Here is another type of Google Alert failure:


This appears to be a link to a post on the BN Americas news site about a service outage at Cuban email provider ETECSA, but it is not. Instead, it is a link to a post on a spam site called WN.com.

As you see below, the WN page has one sentence on the ETECSA outage, hidden in a sea of spam links and illustrated by a couple dancing on the beach. Can you find the link to the BN Americas article?


Can't Google come up with an algorithm or black list to filter out this sort of "news?"

-----
Update 1/31/2016

I have a longstanding interest in satellite Internet connectivity for developing nations, so have been watching SpaceX's attempts at recovering booster rockets. They tried for the third time to recover a rocket on a drone barge at sea on January 17, but failed.
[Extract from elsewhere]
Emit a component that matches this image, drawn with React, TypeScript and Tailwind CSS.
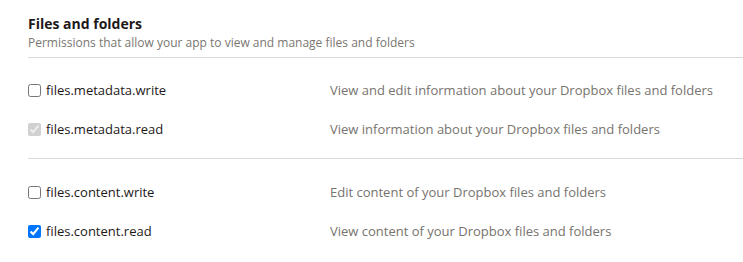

I watched the launch webcast and posted a note on the failure the following morning.

Since I am interested in the topic, I have subscribed to "Musk-Satellite" Goggle Alerts, and at 10:08 Sunday morning, I received one on a Washington Post article entitled "Elon Musk's SpaceX to attempt another rocket landing. This time with a twist."

Judging by the title, the article had been written before it was known that the attempt had failed, but it now says the landing failed and includes several tweets time stamped after 10:08 AM. Evidently, the story was revised after it was first posted.

But, that was just the first Google alert -- I have received 158 more since then, many of which link to two or three articles on the failed recapture. I've looked at several of these articles -- they provide no additional analysis.

They are slowing down now -- I have only received two so far today. By the time these Alerts stop, I will have received links to hundreds of redundant articles, and thousands of ad impressions.

-----
Update 3/12/2016

A blog copied everything I posted on my blog on the Internet in Cuba for years. Both blogs are on Google's Blogger site. Can't Google detect that sort of thing? Are they incented to do so -- I guess they make money on pirated click-bait ads.